En , le groupe Les Républicains à l'Assemblée nationale lance une mission « France des territoires » dans la perspective d'organiser des « Assises de la France et des territoires » : pour Contexte, « Les Républicains misent sur la « France périphérique » pour reconquérir le pouvoir », « résigné à perdre une portion des classes supérieures urbaines » au profit de La République en marche ! C'est tout particulièrement le cas de « la génération montante des députés LR », parmi lesquels Guillaume Peltier pour qui « la présidence d'Emmanuel Macron est destinée aux métropoles mondialisées »[14].

Critiques

La thèse de la France Périphérique est un concept critiqué en sciences sociales. De nombreux chercheurs mettent en avant le caractère réducteur et politique de cette analyse. Pour le sociogéographe Éric Charmes[8], l’opposition entre deux France est « très, voire trop schématique »[15]. Ainsi Guilluy agrègerait dans un même concept des territoires extrêmement variés, intégrant aussi bien des petits villages que des villes comme Besançon ou Reims. Le tableau général noircirait et uniformiserait à l’excès des situations socio-géographiques extrêmement diverses. Le chercheur rappelle que « La Drôme n’est pas la Meuse », la première étant très attractive pour les néo-ruraux contrairement au second[15]. Dans La France Périurbaine, les chercheurs Hervé Marchal et Jean-Marc Stébé mettent en avant le caractère pluriel du périurbain et le caractère réducteur du concept de "France Périphérique" et en synthétisent les critiques[16].

De plus, de nombreuses études montrent que la pauvreté est majoritairement concentrée dans des espaces urbains.
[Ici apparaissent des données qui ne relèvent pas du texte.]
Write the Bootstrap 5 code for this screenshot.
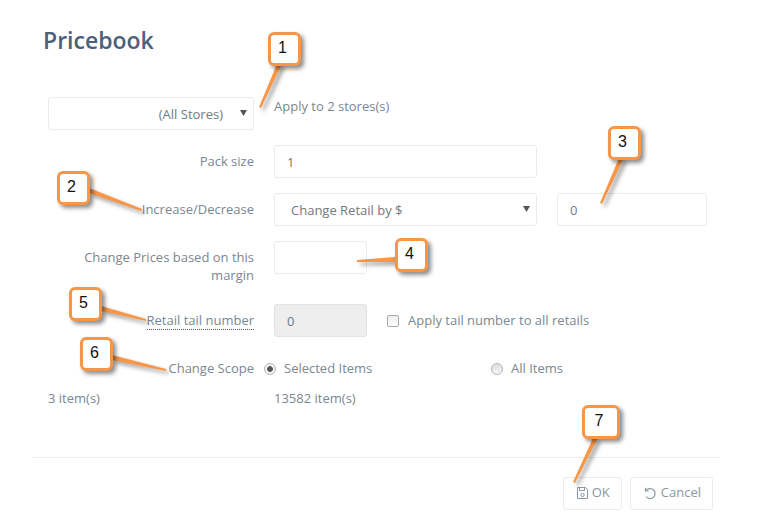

Ainsi les trois quarts des catégories populaires ne vivent pas dans la « France périphérique » mais bien dans les villes[17]. Dans La France des Marges (2017), le géographe Samuel Depraz écrit[18] :

« Bien loin de l’idée d’une France périphérique qui serait devenue l’espace principal de la relégation sociale des plus pauvres dans le rural, les petites villes voire l’espace périurbain, il faut réaffirmer avec force le primat des métropoles dans les problèmes de marginalisation économique. Non que la pauvreté n’existe pas dans l’espace rural ou les petites villes (...) Mais, du point de vue quantitatif, la pauvreté reste définitivement urbaine. »

Récupérations politiques

Pour Benoît Coquard, sociologue à l’Inrae, le concept de France périphérique qui ferait référence à une « fracture territoriale » entre les grandes villes urbanisées et la ruralité, servirait avant tout à une caricaturisation de la part de responsables politiques à des fins électorales et/ou idéologiques, servant notamment à distinguer d'un côté et de l'autre les "gagnants" et les "perdants" de la mondialisation[19].

Le mouvement des Gilets Jaunes a par exemple été utilisé par Marine le Pen qui exploite la grille de lecture proposée par Christophe Guilluy[20]. Ce dernier affirmant en effet, dans le sillage du mouvement, que le mouvement social est "une confirmation de la confrontation entre la France périphérique et la France des métropoles"[21].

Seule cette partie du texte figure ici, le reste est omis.